The Justice Department is trying to determine whether Microsoft is sharing details about its Windows operating system with competitors as required under a proposed antitrust settlement, the Los Angeles Times reported.
Investigators want to know whether Microsoft has withheld formulas that could allow rivals to write programs that work well with Windows, the newspaper's Web site reported Wednesday night, quoting unidentified executives of software companies.
The rivals include Sun Microsystems Inc. and Red Hat Inc.
A spokesman for Redmond, Wash.-based Microsoft said Wednesday that the company's actions comply with the proposed settlement in a four-year antitrust case against the software giant.
Justice Department spokesman Mark Corallo told the Times he could not comment because "all of this is pending before the court."
U.S. District Judge Colleen Kollar-Kotelly in Washington, D.C., is expected to rule on the settlement in the near future. It was reached last November, but California and eight states that sued Microsoft in 1998 have asked her to reject the deal.
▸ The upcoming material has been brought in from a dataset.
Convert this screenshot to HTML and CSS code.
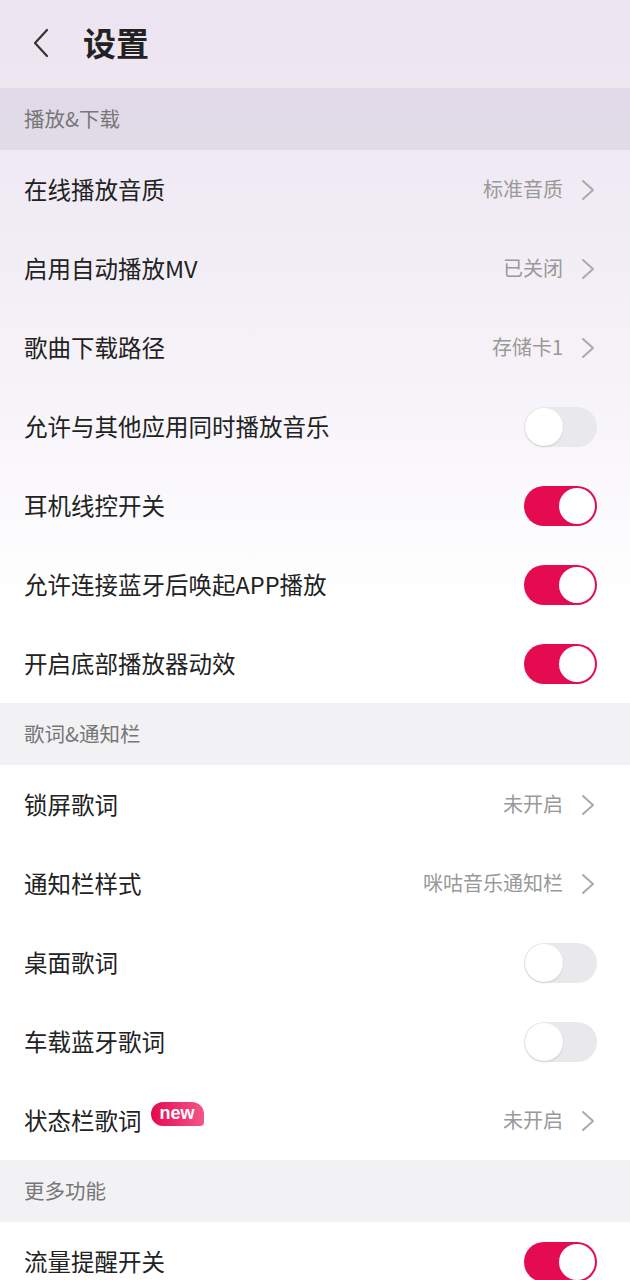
FILE: index.html
```html
<!DOCTYPE html>
<html lang="zh-CN">
<head>
  <meta charset="UTF-8">
  <meta name="viewport" content="width=device-width, initial-scale=1.0">
  <title>设置</title>
  <link rel="stylesheet" href="styles.css">
</head>
<body>
  <div class="page">
    <!-- Top bar -->
    <header class="topbar">
      <svg class="back" width="20" height="30" viewBox="0 0 20 30"><path d="M16 2 L4 15 L16 28" fill="none" stroke="#333" stroke-width="2.2" stroke-linecap="round" stroke-linejoin="round"/></svg>
      <h1 class="title">设置</h1>
    </header>

    <!-- 播放&下载 -->
    <div class="section tinted">播放&amp;下载</div>
    <div class="row">
      <span class="label">在线播放音质</span>
      <span class="value">标准音质</span>
      <svg class="chev" width="16" height="22" viewBox="0 0 16 22"><path d="M3 2 L13 11 L3 20" fill="none" stroke="#aaa" stroke-width="2" stroke-linecap="round" stroke-linejoin="round"/></svg>
    </div>
    <div class="row">
      <span class="label">启用自动播放MV</span>
      <span class="value">已关闭</span>
      <svg class="chev" width="16" height="22" viewBox="0 0 16 22"><path d="M3 2 L13 11 L3 20" fill="none" stroke="#aaa" stroke-width="2" stroke-linecap="round" stroke-linejoin="round"/></svg>
    </div>
    <div class="row">
      <span class="label">歌曲下载路径</span>
      <span class="value">存储卡1</span>
      <svg class="chev" width="16" height="22" viewBox="0 0 16 22"><path d="M3 2 L13 11 L3 20" fill="none" stroke="#aaa" stroke-width="2" stroke-linecap="round" stroke-linejoin="round"/></svg>
    </div>
    <div class="row">
      <span class="label">允许与其他应用同时播放音乐</span>
      <span class="switch"></span>
    </div>
    <div class="row">
      <span class="label">耳机线控开关</span>
      <span class="switch on"></span>
    </div>
    <div class="row">
      <span class="label">允许连接蓝牙后唤起APP播放</span>
      <span class="switch on"></span>
    </div>
    <div class="row">
      <span class="label">开启底部播放器动效</span>
      <span class="switch on"></span>
    </div>

    <!-- 歌词&通知栏 -->
    <div class="section">歌词&amp;通知栏</div>
    <div class="row">
      <span class="label">锁屏歌词</span>
      <span class="value">未开启</span>
      <svg class="chev" width="16" height="22" viewBox="0 0 16 22"><path d="M3 2 L13 11 L3 20" fill="none" stroke="#aaa" stroke-width="2" stroke-linecap="round" stroke-linejoin="round"/></svg>
    </div>
    <div class="row">
      <span class="label">通知栏样式</span>
      <span class="value">咪咕音乐通知栏</span>
      <svg class="chev" width="16" height="22" viewBox="0 0 16 22"><path d="M3 2 L13 11 L3 20" fill="none" stroke="#aaa" stroke-width="2" stroke-linecap="round" stroke-linejoin="round"/></svg>
    </div>
    <div class="row">
      <span class="label">桌面歌词</span>
      <span class="switch"></span>
    </div>
    <div class="row">
      <span class="label">车载蓝牙歌词</span>
      <span class="switch"></span>
    </div>
    <div class="row">
      <span class="label">状态栏歌词 <span class="badge">new</span></span>
      <span class="value">未开启</span>
      <svg class="chev" width="16" height="22" viewBox="0 0 16 22"><path d="M3 2 L13 11 L3 20" fill="none" stroke="#aaa" stroke-width="2" stroke-linecap="round" stroke-linejoin="round"/></svg>
    </div>

    <!-- 更多功能 -->
    <div class="section">更多功能</div>
    <div class="row">
      <span class="label">流量提醒开关</span>
      <span class="switch on"></span>
    </div>
  </div>
</body>
</html>
```

FILE: styles.css
```css
body {
  margin: 0;
  font-family: "Noto Sans CJK SC", "Noto Sans", sans-serif;
  background: #fff;
}
.page {
  width: 630px;
  height: 1280px;
  overflow: hidden;
  background: linear-gradient(to bottom, #ece4f0 0px, #efe9f3 150px, #f6f3f8 380px, #fcfbfd 540px, #ffffff 600px);
}
.topbar {
  height: 88px;
  display: flex;
  align-items: center;
  padding-left: 31px;
  padding-bottom: 3px;
  box-sizing: border-box;
}
.title {
  margin: 0 0 0 32px;
  font-size: 33px;
  font-weight: bold;
  color: #222;
  line-height: 1;
}
.section {
  height: 62px;
  display: flex;
  align-items: center;
  padding: 0 0 3px 24px;
  box-sizing: border-box;
  font-size: 20.5px;
  color: #777;
  background: #f2f2f4;
}
.section.tinted {
  background: rgba(205, 198, 214, 0.4);
}
.row {
  height: 79px;
  display: flex;
  align-items: center;
  padding: 0 34px 2px 24px;
  box-sizing: border-box;
}
.label {
  flex: 1;
  font-size: 23.5px;
  color: #222;
  display: flex;
  align-items: center;
}
.value {
  font-size: 20px;
  color: #999;
  margin-right: 17px;
}
.chev {
  display: block;
  margin-top: 2px;
}
.switch {
  position: relative;
  width: 73px;
  height: 40px;
  border-radius: 20px;
  background: #e9e9eb;
  margin: 2px -1px 0 0;
}
.switch::after {
  content: "";
  position: absolute;
  left: 1px;
  top: 1px;
  width: 38px;
  height: 38px;
  border-radius: 50%;
  background: #fff;
  box-shadow: 0 1px 2px rgba(0, 0, 0, 0.12);
}
.switch.on {
  background: #e40b50;
}
.switch.on::after {
  left: auto;
  right: 2px;
  top: 2px;
  width: 36px;
  height: 36px;
  box-shadow: none;
}
.badge {
  margin-left: 9px;
  margin-top: -12px;
  padding: 0 9px;
  height: 24px;
  line-height: 22px;
  font-family: "Liberation Sans", Arial, sans-serif;
  font-size: 18px;
  font-weight: bold;
  color: #fff;
  background: linear-gradient(to right, #e5094f, #f4558a);
  border-radius: 12px 12px 4px 12px;
}
```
After a 19 month trial, another judge ruled in June 2000 that Microsoft had violated state and federal antitrust laws by using its power to extend its dominance to Web browsers, multimedia software and other emerging technology. Windows software runs on more than 90 percent of all personal computers.
The proposed settlement requires Microsoft to give competitors access to so called software communications protocols in Windows so they can write programs that connect PCs to the Internet and with one another, even if they run on disparate operating systems.
Microsoft said the conditions for those who want access to its intellectual property are widely used in the industry.
"We agreed to license our intellectual property as part of the settlement agreement with the Justice Department," said Microsoft spokesman Jim Desler. "We set up a straightforward process, using industry standards for people to do so. It's a confidential process."